About the Photographer
"If your photographs aren't good enough, you're not close enough." --Robert Capa
Robert Capa was known as “The Greatest War Photographer in the World.” Born Friedmann Endre Ernő in Budapest, Hungary, he left his home country at the age of eighteen to study at the Deutsche Hochschule für Politik in Berlin, Germany, where he also worked for the German picture agency Dephot. When the Third Reich came to power in 1933, he left Berlin and settled in Paris. There he met Polish journalist and photographer Gerda Taro (born Gerta Pohorylle), with whom he became romantically involved and invented the persona of the “famous” American photographer Robert Capa. Together, the “three” of them (Ernő, Taro, and the imaginary Capa) formed an association in which Taro served as sales representative and Ernő served as the darkroom printer for Capa. Accrediting Ernő’s images of depression-era social and industrial strife to the persona of Capa (which means “shark” in Hungarian) enabled Taro to sell Ernő’s photos to French newspapers for much higher rates than he would have been able to obtain on his own. When the ruse was discovered, Ernő permanently assumed the name Robert Capa as his own.

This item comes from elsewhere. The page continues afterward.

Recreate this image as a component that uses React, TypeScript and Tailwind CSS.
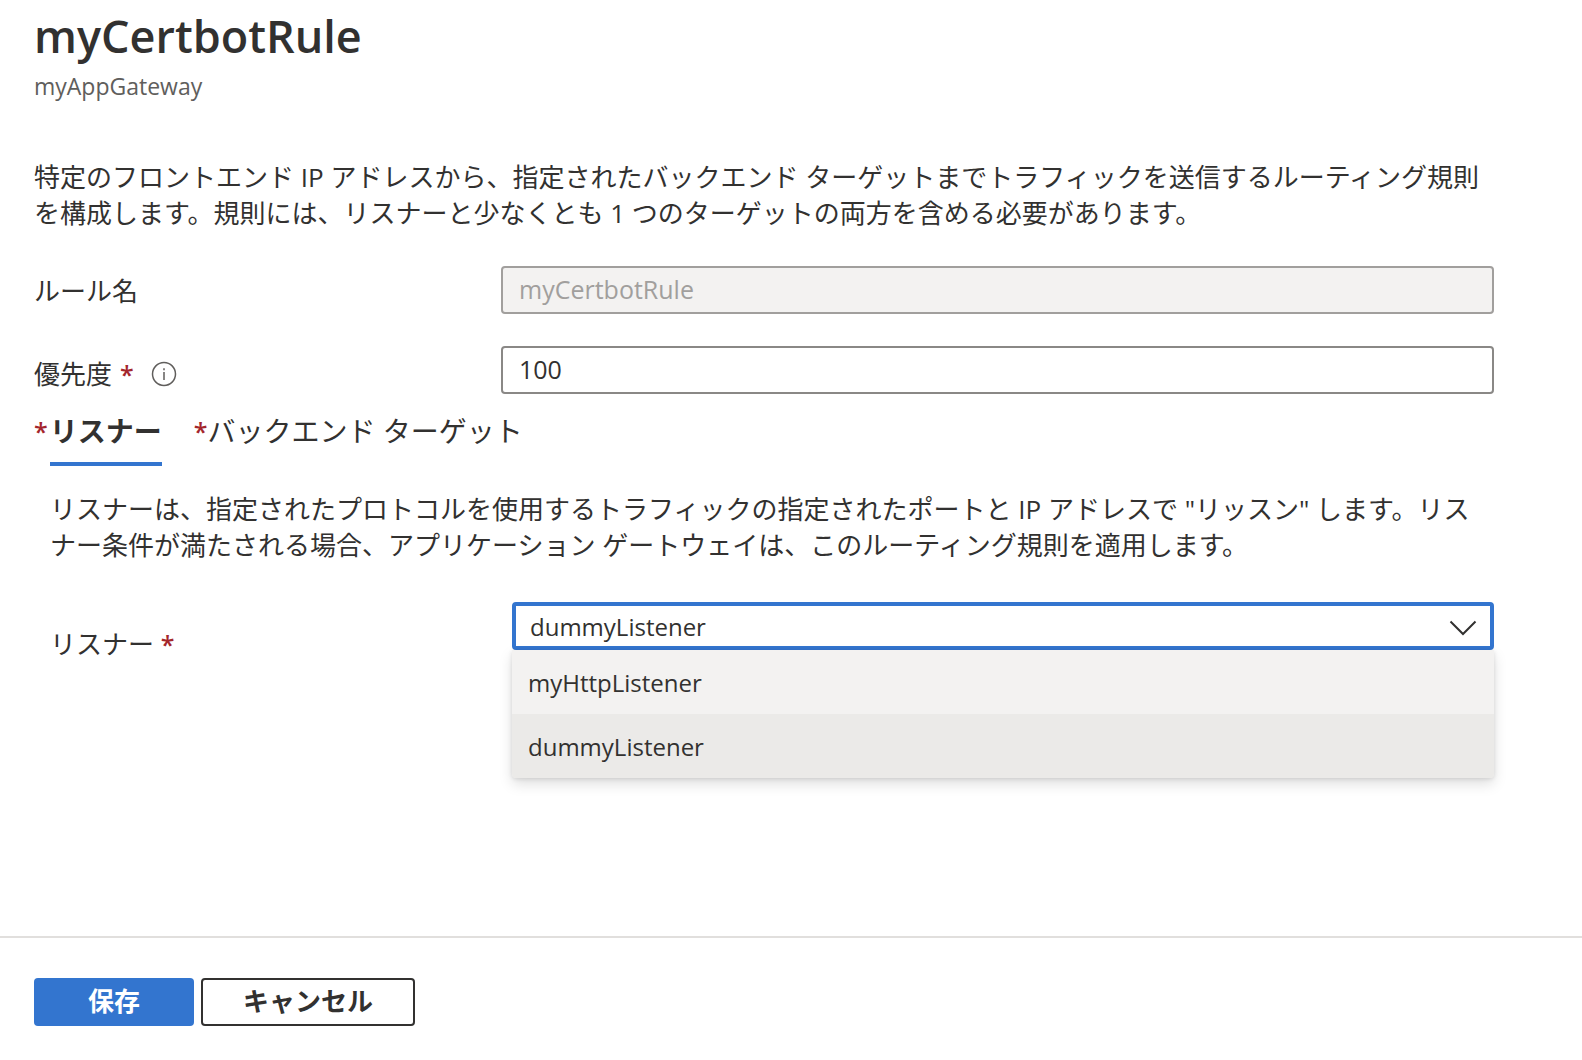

Capa established his reputation as a war correspondent during the Spanish Civil War. On July 12, 1937, LIFE magazine published what became one of Capa’s most famous images, of a Spanish Loyalist soldier falling at the instant he was shot in the head, and in 1938 Picture Post published a spread of twenty-six of Capa’s photographs of the war under the title “The Greatest War Photographer in the World: Robert Capa.” After Gerda Taro, also on assignment covering the Spanish Civil War, was killed, Capa travelled to China and then immigrated to New York. He went on assignment for LIFE during World War II, covering much of the heaviest fighting in Africa, Italy, and Sicily, as well as the Battle of Normandy on June 6, 1944. Significantly, of the over one hundred frames Capa shot on D-Day, only eleven survived after a darkroom technician melted the emulsion while attempting to dry the film too quickly. Though blurred from the technician’s error, LIFE published some of the surviving shots with captions describing the images as being “slightly out of focus” due to Capa’s hands shaking with excitement, which Capa denied. Capa later entitled his memoir of the war with this phrase, “Slightly Out of Focus.”
Capa became an American citizen in 1946, and the following year he co-founded the first cooperative agency of international freelance photographers, Magnum Photos, with Henri Cartier-Bresson, George Rodger, David 'Chim' Seymour, and William Vandivert. Capa covered the 1948 Arab-Israeli War and subsequently served as director of the Magnum office in Paris between 1950 and 1953. On May 25, 1954, Capa was killed by a land mine in Thai Binh, Vietnam, while on assignment for LIFE magazine covering the French Indochina War. He was awarded the Croix de Guerre with Palm by the French army posthumously, and in 1955 the Robert Capa Gold Medal Award for "best published photographic reporting from abroad requiring exceptional courage and enterprise" was established. In 2007 the International Center of Photography in New York (founded by Capa’s brother, Cornell) obtained “the Mexican suitcase,” lost in France in 1940 with the approach of the German army but discovered decades later in Mexico City, containing 4500 negatives of the Spanish Civil War by Capa, Gerda Taro, and David 'Chim' Seymour, taken between May 1936 and spring 1939.
Capa’s work has been exhibited internationally. Publications featuring his photographs include Death in the Making (1938, with Gerda Taro), Slightly Out of Focus (1947), Images of War (1964/65), Children of War, Children of Peace (1991), Robert Capa: Photographs (1996), and Robert Capa: The Definitive Collection (2001).